Do you remember the Summer of Love? No, nor me; of course I wouldn’t, because I was there. I wasn’t spaced out on LSD, or making free love with hippy chicks. I was being Seven. I was wearing a flower-power tie with a bottle-green, knobbly leather-buttoned, home-knit cardigan, if dim memories of photographic records are to be believed and I don’t see why anyone would make up such a cruel lie.
What happened to the counter-culture revolution?
The trouble with revolutions is that they break things and when things are broken, thuggery flourishes, alongside the arts, like a Beatnik on a bongo. The problem with dropping out of society, is that you still need to eat and society has the food. Jack Kerouac’s ‘On The Road’ tells the story of the gradual slide into petty theft of a band of travelling poets. Most revolutions seem to be instigated by the educated, ungrateful children of the Middle Classes. I guess they are the ones with the time. Every revolution seems to have its poets, “mad, bad and dangerous to know”.
Punk was both inspired and financed by the dole, just as theater, music and art had been funded by the state since the 60s, when hippies rejected materialism, preferring to live off their wealthy parents or the welfare state. Wars are started by the rich and manned by the great unwashed, like production lines. At least genuine counter-cultures are equal opportunity employers. No-one stands much of a chance.

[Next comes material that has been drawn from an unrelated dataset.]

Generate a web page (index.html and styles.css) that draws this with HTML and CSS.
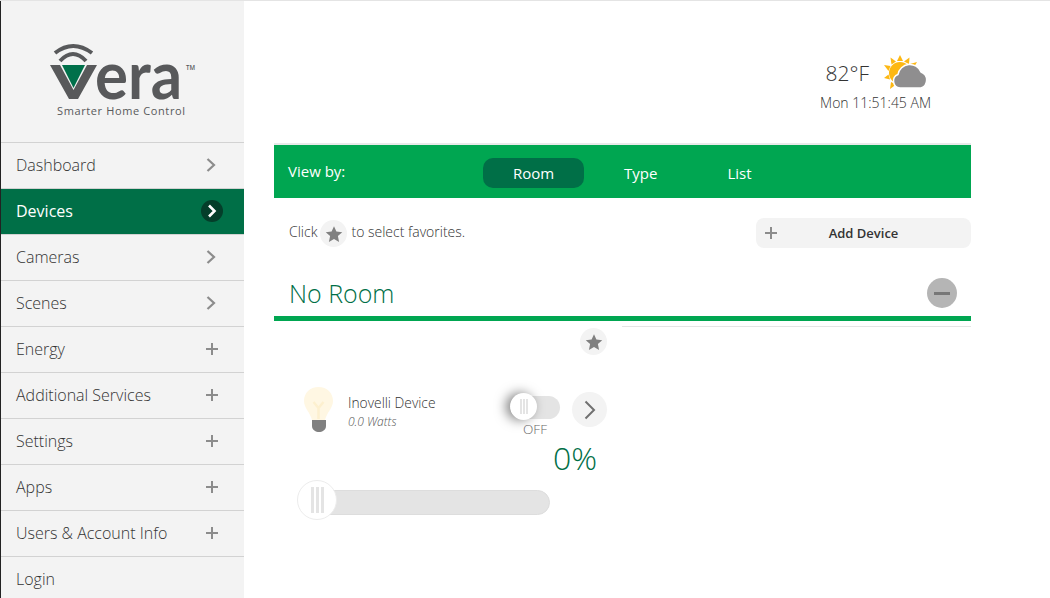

Karl Marx predicted that people would rise up when the inequality gap got so wide, civilised behaviour would get sucked into the void but the Russians got impatient and hurried things along, so we don’t know much anger would it take to give UK sufficient momentum to change. Where were the warning shots of poetry this time? Perhaps in rap, where old beatniks, hippies & punks won’t hear them, because they’re still fighting the last older generation.